## begin EXCERPTED RECORDS

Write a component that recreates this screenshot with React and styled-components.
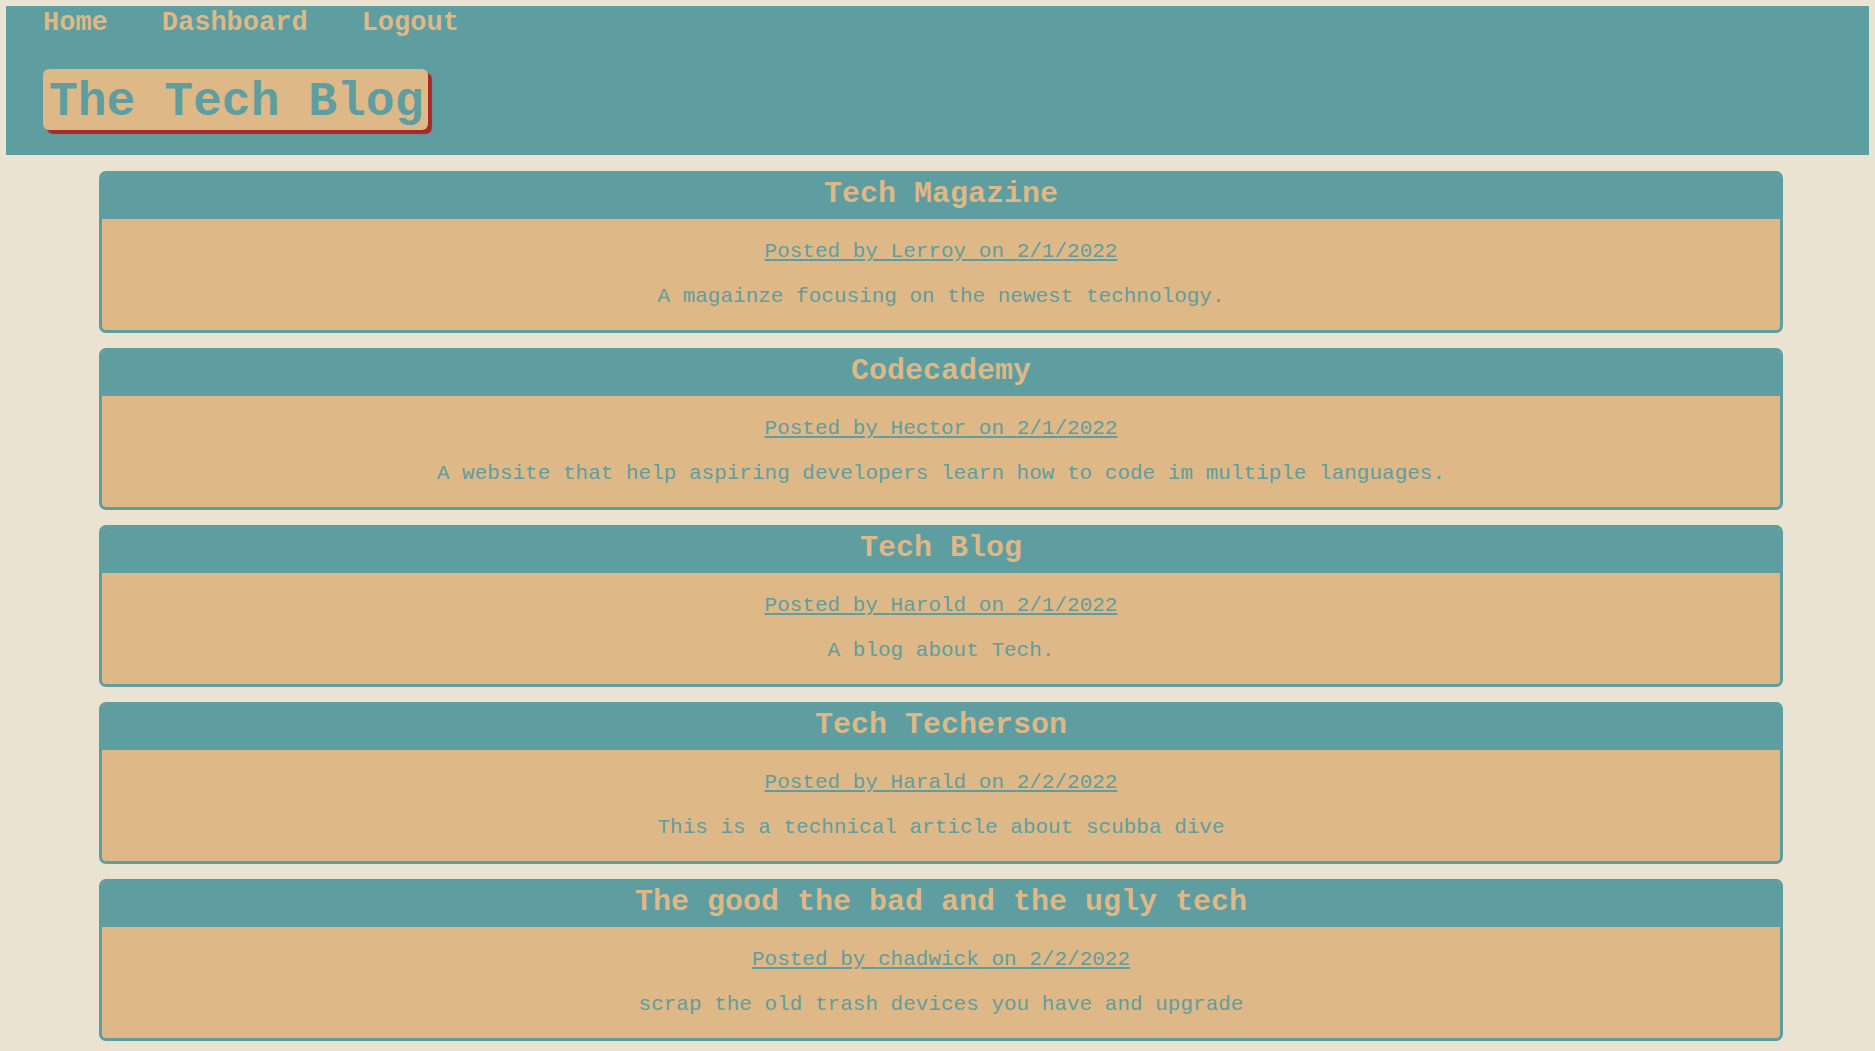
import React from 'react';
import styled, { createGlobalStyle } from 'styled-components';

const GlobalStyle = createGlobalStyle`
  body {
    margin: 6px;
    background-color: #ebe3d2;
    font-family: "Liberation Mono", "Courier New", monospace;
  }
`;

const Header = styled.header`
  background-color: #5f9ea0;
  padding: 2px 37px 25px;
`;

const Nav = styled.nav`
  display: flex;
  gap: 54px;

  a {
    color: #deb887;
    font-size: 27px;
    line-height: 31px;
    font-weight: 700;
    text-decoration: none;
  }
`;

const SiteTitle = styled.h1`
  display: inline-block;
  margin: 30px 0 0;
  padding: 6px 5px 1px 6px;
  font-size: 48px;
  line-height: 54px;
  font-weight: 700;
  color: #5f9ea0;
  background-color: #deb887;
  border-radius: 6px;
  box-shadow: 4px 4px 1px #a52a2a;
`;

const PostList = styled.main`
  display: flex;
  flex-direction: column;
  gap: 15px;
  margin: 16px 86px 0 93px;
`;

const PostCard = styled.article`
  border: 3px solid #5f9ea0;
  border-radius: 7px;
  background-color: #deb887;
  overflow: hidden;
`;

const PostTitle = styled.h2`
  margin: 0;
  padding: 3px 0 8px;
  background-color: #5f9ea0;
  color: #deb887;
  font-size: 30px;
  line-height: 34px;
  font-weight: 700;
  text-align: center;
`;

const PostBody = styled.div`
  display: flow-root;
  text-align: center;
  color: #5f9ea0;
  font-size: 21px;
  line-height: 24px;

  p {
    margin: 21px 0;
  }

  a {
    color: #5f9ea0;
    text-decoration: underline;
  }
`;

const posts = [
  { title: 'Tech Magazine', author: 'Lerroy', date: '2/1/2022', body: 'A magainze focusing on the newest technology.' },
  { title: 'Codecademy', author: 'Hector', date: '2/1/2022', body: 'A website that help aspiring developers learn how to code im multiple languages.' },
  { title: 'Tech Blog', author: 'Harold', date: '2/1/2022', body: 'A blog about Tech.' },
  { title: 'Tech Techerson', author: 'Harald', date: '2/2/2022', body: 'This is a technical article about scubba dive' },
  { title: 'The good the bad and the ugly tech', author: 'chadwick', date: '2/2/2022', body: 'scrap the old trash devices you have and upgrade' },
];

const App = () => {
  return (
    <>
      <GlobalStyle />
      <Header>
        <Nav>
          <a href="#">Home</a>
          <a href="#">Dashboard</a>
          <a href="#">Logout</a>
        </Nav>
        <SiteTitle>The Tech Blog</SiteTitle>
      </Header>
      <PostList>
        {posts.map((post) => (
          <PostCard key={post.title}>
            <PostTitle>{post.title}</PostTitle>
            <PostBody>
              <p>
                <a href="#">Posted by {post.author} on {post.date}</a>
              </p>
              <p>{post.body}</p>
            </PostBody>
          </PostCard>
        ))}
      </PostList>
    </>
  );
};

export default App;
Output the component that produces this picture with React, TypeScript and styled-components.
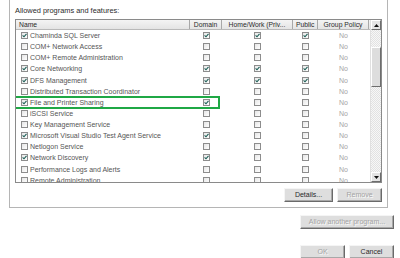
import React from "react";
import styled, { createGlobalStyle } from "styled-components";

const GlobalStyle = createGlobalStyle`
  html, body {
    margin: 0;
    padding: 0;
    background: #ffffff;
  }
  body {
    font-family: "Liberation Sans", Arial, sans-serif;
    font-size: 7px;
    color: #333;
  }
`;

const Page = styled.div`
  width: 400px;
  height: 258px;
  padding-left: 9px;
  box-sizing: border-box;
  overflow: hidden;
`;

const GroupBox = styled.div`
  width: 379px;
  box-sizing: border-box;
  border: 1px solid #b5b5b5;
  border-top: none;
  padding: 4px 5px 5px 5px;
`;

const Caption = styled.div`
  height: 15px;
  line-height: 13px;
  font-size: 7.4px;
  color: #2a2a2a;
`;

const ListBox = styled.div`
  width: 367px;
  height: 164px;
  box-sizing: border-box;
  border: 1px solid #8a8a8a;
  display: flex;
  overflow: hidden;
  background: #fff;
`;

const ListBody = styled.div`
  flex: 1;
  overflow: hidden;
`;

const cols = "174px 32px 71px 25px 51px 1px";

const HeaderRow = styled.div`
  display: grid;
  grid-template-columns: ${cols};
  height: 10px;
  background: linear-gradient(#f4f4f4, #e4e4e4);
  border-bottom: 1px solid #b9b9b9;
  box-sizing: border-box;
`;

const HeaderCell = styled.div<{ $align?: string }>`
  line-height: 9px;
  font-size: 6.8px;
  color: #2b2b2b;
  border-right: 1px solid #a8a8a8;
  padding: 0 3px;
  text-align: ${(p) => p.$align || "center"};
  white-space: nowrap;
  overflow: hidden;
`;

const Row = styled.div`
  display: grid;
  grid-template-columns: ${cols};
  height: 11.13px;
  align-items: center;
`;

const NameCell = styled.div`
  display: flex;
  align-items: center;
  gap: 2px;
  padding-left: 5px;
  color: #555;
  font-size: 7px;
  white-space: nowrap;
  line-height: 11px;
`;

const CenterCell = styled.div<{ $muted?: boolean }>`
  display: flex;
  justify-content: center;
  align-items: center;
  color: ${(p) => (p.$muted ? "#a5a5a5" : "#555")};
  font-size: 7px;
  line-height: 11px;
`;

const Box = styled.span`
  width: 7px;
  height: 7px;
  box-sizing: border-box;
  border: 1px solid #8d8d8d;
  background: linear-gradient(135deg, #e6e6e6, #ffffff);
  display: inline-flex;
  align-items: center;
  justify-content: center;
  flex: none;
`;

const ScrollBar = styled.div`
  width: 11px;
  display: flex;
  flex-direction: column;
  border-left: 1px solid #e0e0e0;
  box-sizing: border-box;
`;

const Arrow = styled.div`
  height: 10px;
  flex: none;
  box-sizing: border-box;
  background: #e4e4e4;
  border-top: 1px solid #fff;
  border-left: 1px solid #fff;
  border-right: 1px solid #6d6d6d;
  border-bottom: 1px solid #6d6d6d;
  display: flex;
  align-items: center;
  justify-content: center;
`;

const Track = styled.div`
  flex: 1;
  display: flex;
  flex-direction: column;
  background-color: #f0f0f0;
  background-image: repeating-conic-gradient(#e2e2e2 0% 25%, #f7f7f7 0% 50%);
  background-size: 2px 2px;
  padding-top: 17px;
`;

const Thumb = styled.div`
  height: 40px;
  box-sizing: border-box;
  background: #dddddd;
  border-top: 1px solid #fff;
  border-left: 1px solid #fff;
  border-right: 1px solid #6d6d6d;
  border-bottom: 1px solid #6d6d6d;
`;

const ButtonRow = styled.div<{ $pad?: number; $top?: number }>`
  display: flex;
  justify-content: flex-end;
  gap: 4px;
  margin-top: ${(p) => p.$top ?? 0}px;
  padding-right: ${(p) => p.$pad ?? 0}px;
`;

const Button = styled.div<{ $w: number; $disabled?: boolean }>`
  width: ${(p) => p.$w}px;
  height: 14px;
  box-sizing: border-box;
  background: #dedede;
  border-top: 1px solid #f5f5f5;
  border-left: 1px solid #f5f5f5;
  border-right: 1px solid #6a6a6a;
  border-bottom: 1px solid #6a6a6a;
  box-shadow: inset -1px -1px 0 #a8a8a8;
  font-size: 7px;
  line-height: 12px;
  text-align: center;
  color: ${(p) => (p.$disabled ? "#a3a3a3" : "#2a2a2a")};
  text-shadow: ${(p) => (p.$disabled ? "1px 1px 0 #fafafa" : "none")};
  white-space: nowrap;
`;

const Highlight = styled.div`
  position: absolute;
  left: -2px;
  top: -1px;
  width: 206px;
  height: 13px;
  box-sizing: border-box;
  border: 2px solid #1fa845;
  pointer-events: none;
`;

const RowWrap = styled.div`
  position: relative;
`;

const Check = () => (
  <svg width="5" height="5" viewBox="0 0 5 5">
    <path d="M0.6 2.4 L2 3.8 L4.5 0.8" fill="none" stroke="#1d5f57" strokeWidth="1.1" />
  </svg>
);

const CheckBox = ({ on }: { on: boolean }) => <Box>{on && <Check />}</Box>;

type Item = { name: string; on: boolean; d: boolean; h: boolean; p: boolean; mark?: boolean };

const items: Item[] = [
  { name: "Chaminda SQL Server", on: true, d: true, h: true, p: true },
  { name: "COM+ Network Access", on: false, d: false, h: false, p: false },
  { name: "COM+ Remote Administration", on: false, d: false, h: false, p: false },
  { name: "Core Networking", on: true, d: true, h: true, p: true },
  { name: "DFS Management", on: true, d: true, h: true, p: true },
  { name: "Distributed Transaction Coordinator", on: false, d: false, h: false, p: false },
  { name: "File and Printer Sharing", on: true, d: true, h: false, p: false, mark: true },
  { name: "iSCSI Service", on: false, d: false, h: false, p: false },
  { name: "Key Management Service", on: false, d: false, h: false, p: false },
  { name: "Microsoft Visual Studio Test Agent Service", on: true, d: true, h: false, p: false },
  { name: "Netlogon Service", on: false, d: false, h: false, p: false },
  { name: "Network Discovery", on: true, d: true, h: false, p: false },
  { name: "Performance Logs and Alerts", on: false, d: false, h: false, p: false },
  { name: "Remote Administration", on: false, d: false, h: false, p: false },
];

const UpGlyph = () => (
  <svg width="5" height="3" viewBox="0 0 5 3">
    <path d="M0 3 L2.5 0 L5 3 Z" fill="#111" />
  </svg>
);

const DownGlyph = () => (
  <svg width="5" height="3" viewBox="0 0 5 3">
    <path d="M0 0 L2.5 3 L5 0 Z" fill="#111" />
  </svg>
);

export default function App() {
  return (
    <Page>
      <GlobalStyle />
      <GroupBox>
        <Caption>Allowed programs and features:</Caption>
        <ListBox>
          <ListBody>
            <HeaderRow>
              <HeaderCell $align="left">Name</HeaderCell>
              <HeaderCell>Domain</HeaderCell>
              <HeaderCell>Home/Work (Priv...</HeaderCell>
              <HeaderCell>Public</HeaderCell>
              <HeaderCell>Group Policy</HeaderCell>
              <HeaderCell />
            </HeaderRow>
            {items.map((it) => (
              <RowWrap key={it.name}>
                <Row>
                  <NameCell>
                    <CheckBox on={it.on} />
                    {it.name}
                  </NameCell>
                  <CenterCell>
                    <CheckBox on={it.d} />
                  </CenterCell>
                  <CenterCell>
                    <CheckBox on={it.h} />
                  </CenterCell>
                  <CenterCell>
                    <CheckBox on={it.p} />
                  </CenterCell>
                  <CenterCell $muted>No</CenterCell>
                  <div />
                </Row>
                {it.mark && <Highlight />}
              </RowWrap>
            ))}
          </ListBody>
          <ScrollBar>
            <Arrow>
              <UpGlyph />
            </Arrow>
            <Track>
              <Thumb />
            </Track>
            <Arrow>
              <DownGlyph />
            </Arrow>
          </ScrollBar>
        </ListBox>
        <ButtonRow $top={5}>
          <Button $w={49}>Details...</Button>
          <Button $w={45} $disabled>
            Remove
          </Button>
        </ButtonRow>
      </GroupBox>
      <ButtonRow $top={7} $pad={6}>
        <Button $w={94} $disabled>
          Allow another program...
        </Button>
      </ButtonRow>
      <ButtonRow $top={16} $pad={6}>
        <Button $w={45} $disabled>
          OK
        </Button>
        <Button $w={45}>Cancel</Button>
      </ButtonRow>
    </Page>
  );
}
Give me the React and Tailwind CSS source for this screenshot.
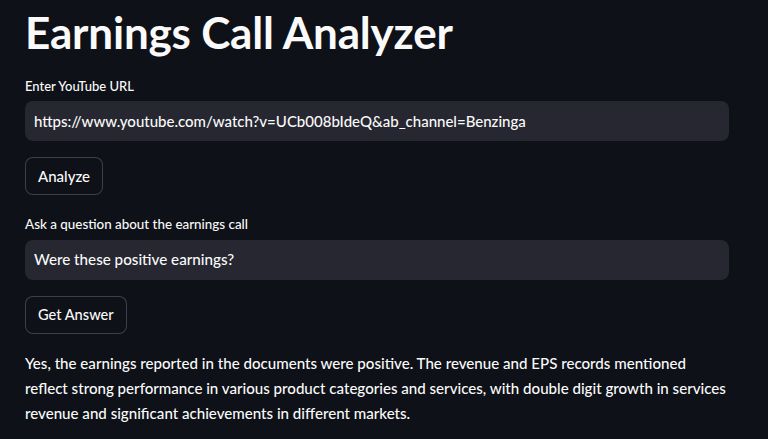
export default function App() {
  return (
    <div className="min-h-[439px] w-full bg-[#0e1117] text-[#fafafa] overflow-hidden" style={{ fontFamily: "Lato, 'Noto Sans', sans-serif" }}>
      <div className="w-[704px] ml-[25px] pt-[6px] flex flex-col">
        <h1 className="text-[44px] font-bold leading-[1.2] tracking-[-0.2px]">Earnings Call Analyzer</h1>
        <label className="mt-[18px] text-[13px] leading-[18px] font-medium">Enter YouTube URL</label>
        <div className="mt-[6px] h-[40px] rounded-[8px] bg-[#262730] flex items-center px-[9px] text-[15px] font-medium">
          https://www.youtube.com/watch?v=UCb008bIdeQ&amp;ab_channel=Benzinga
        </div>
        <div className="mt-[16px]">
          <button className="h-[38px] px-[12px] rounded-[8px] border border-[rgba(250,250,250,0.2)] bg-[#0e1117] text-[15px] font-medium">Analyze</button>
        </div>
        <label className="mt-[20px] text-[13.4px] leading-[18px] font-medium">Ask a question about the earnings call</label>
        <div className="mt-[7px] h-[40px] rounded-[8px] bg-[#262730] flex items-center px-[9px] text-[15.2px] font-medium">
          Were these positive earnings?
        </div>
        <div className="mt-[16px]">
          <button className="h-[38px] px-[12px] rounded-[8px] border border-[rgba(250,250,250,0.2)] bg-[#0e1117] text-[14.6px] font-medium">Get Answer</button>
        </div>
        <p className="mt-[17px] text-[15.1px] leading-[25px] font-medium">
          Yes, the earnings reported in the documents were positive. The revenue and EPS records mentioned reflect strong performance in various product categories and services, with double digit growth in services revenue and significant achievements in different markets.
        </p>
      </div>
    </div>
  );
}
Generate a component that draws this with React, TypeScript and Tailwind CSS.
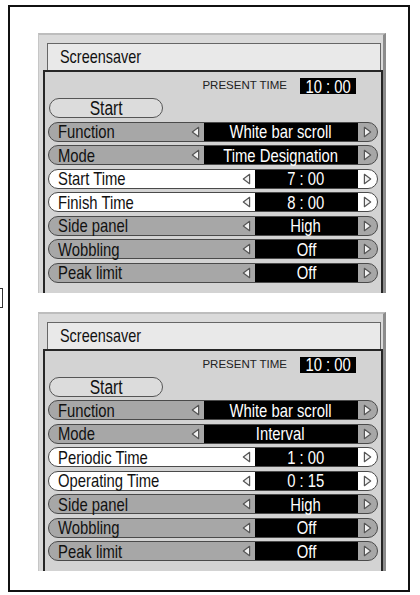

## end EXCERPTED RECORDS

* **SHORT TASK**
Look through the entries and return every line where "with" appears.

* **EXERCISE SOLUTION**
Write a component that recreates this screenshot with React and styled-components.
Output the component that produces this picture with React, TypeScript and styled-components.
          Yes, the earnings reported in the documents were positive. The revenue and EPS records mentioned reflect strong performance in various product categories and services, with double digit growth in services revenue and significant achievements in different markets.
Generate a component that draws this with React, TypeScript and Tailwind CSS.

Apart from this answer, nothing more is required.